Writing anything serious about the region without visceral awareness of this history is an attempt doomed to fail.
Now, to modern times. The country is ethnically and culturally diverse. In Soviet times, the territory of Ukrainian Soviet republic was changed several times, with only six provinces originally constituting its territory (and the capital was in Kharkiv). By fiat, several regions were taken from Ukraine, and several more were added, including parts of what was formerly Romania and Poland. Crimea was attached to Ukraine in 1954 by Khruschev. The arbitrary boundary was strictly administrative in the Soviet times, but after Ukraine became independent, this arbitrary boundary suddenly defined a homeland for a very inhomogeneous people.
Ukraine is the only European post-Soviet state where the economy has shrunk after 1991, and still has not recovered to reach its Soviet level, even after a period of rapid growth in the early 2000s. The environmental situation is a mess, the population has decreased by nearly 12% due to high death rates, suicide, and mass migration. Corruption is rampant, what is even worse, the rule of law has failed, with the local news headlines frequently describing horrific crimes committed by the law enforcement or the ruling elite, like the rape-murder of Oksana Makar (trigger warning - the story is bloodcurdling) in 2012, or the more recent gang-rape in Vradiyivka, where the perpetrators were the local law enforcers, whose involvement in several more rapes and murders is now being investigated - but it took a full-blown riot with the local police headquarters being stormed by an angry mob for anybody in Kyiv even to start an investigation.
Add to that the fact that the most recent president "privatized" the state residence and made it into a compound of his family clan, that the same president subverted the constitution to give himself more power, and the question you should start asking is not why the revolution happened - it's why had the Ukrainians put up with him for so long. Did the neocons play a role? Chances are, they tried to, and maybe they even think they did, but any role they could have played determining the immediate course of a country of 45 million well educated, politically active, and seriously pissed off people would have been minuscule. (Here I am not even discussing the role IMF, EU, RF loans, etc. or lack of such thereof played - because that further complicates things, rather than reveals some simple answer).

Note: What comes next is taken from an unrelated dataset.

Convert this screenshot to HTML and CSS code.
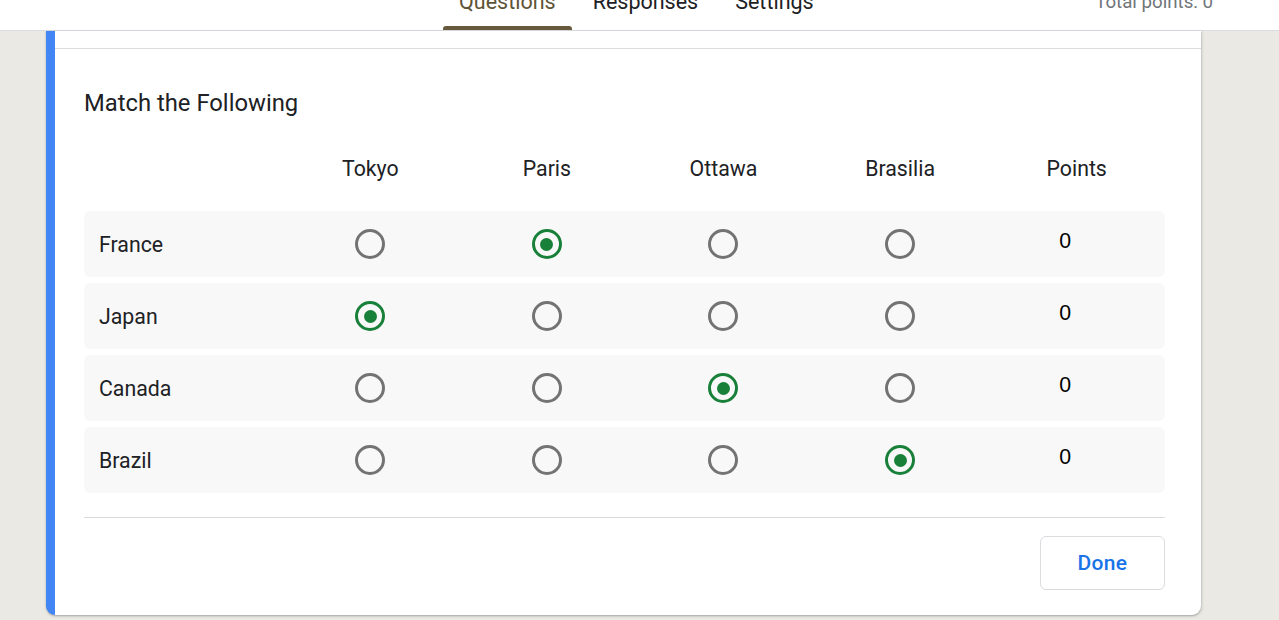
FILE: index.html
```html
<!DOCTYPE html>
<html lang="en">
<head>
<meta charset="utf-8">
<title>Match the Following</title>
<link rel="stylesheet" href="styles.css">
</head>
<body>
<header class="topbar">
  <nav class="tabs">
    <div class="tab active">Questions</div>
    <div class="tab">Responses</div>
    <div class="tab">Settings</div>
  </nav>
  <div class="total">Total points: 0</div>
</header>
<main class="page">
  <section class="card">
    <div class="card-top"></div>
    <div class="card-body">
      <h2 class="title">Match the Following</h2>
      <div class="grid head">
        <div></div>
        <div class="col">Tokyo</div>
        <div class="col">Paris</div>
        <div class="col">Ottawa</div>
        <div class="col">Brasilia</div>
        <div class="col">Points</div>
      </div>
      <div class="rows">
        <div class="grid row">
          <div class="label">France</div>
          <div class="cell"><span class="radio"></span></div>
          <div class="cell"><span class="radio on"></span></div>
          <div class="cell"><span class="radio"></span></div>
          <div class="cell"><span class="radio"></span></div>
          <div class="cell"><span class="pts">0</span></div>
        </div>
        <div class="grid row">
          <div class="label">Japan</div>
          <div class="cell"><span class="radio on"></span></div>
          <div class="cell"><span class="radio"></span></div>
          <div class="cell"><span class="radio"></span></div>
          <div class="cell"><span class="radio"></span></div>
          <div class="cell"><span class="pts">0</span></div>
        </div>
        <div class="grid row">
          <div class="label">Canada</div>
          <div class="cell"><span class="radio"></span></div>
          <div class="cell"><span class="radio"></span></div>
          <div class="cell"><span class="radio on"></span></div>
          <div class="cell"><span class="radio"></span></div>
          <div class="cell"><span class="pts">0</span></div>
        </div>
        <div class="grid row">
          <div class="label">Brazil</div>
          <div class="cell"><span class="radio"></span></div>
          <div class="cell"><span class="radio"></span></div>
          <div class="cell"><span class="radio"></span></div>
          <div class="cell"><span class="radio on"></span></div>
          <div class="cell"><span class="pts">0</span></div>
        </div>
      </div>
      <div class="footer">
        <button class="done">Done</button>
      </div>
    </div>
  </section>
</main>
</body>
</html>
```
FILE: styles.css
```css
* { box-sizing: border-box; }
html, body { margin: 0; padding: 0; }
body {
  background: #eae9e4;
  font-family: Roboto, "Liberation Sans", sans-serif;
  color: #202124;
  height: 620px;
  overflow: hidden;
}
.topbar {
  height: 31px;
  background: #fff;
  border-bottom: 1px solid #dadce0;
  display: flex;
  align-items: flex-end;
  padding-left: 443px;
  padding-right: 66px;
}
.tabs {
  display: flex;
  align-items: flex-end;
  gap: 5px;
}
.tab {
  position: relative;
  font-size: 21.5px;
  line-height: 20px;
  padding: 0 16px 18px;
  color: #202124;
}
.tab.active { color: #5e5436; }
.tab.active::after {
  content: "";
  position: absolute;
  left: 0;
  right: 0;
  bottom: 0;
  height: 4px;
  background: #675a3c;
  border-radius: 3px 3px 0 0;
}
.total {
  margin-left: auto;
  font-size: 18.7px;
  line-height: 20px;
  padding-bottom: 18px;
  color: #70757a;
}
.page {
  padding-left: 46px;
}
.card {
  width: 1155px;
  background: #fff;
  border-left: 9px solid #4285f4;
  border-radius: 0 0 9px 9px;
  box-shadow: 0 1px 2px rgba(60,64,67,.3), 1px 1px 3px rgba(60,64,67,.15);
}
.card-top {
  height: 18px;
  border-bottom: 1px solid #dadce0;
}
.card-body {
  padding: 38px 36px 25px 29px;
}
.title {
  margin: 0;
  font-size: 23.8px;
  font-weight: 400;
  line-height: 32px;
  color: #202124;
}
.grid {
  display: grid;
  grid-template-columns: 198px repeat(5, 1fr);
  align-items: center;
}
.head {
  margin-top: 38px;
  height: 24px;
  line-height: 24px;
  font-size: 21.3px;
  margin-bottom: 30px;
}
.col { text-align: center; }
.rows {
  display: flex;
  flex-direction: column;
  gap: 7px;
}
.row {
  height: 66px;
  background: #f8f8f8;
  border-radius: 6px;
}
.rows .row + .row { margin-top: -1px; }
.label {
  padding-left: 15px;
  font-size: 21.3px;
  color: #202124;
}
.cell {
  display: flex;
  justify-content: center;
  align-items: center;
}
.radio {
  width: 30px;
  height: 30px;
  border: 3px solid #737373;
  border-radius: 50%;
  display: flex;
  align-items: center;
  justify-content: center;
}
.radio.on { border-color: #188038; }
.radio.on::before {
  content: "";
  width: 13px;
  height: 13px;
  border-radius: 50%;
  background: #188038;
}
.pts {
  width: 35px;
  font-family: "Liberation Sans", Arial, sans-serif;
  font-size: 21.3px;
  line-height: 24px;
  color: #000;
  padding-bottom: 7px;
}
.footer {
  margin-top: 24px;
  border-top: 1px solid #dadce0;
  padding-top: 18px;
  display: flex;
  justify-content: flex-end;
}
.done {
  width: 125px;
  height: 54px;
  background: #fff;
  border: 1px solid #dadce0;
  border-radius: 6px;
  color: #1a73e8;
  font-family: Roboto, "Liberation Sans", sans-serif;
  font-weight: 500;
  font-size: 21px;
  letter-spacing: 0.3px;
  cursor: pointer;
}
```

What isn't helping the situation is that most of the English-language reporting on the events presently unfolding in the region is either hopelessly out of date, hopelessly naive, or parroting the Russian- or Ukrainian-language reporting (while being late). As for the latter, it is more timely, but seriously diluted with half-truths, spin, propaganda, and outright lies. Effectiveness of Putin's propaganda must be specially noted, although the channels his government controls are not the only entities lying their collective asses off. It's only getting more brazen with more exposure - to the point when one of the RT anchors couldn't take it any more and quit on air.
My bottom line:
If somebody posts yet another article saying "I know what's happening in Ukraine, how it conforms with my pet theory, and how [...] is responsible, and how we (the US) can fix it" - you can pretty reliably guess that this article is a load of bunk.
And, most importantly.
Dear America, not all that happens in the world is about you.
As somebody who has ancestors in the region with traceable history that goes back all the way to the sixteenth century, let me assure you that one thing for which neither Russians nor Ukrainians nor Crimean Tartars need any outside help is fucking shit up.
Dixi.
4:51 PM PT: I want to thank everybody for participating in the discussion and for keeping it intense but civil. Special thanks to Assaf, whose remarks prompted me to add a paragraph to the diary.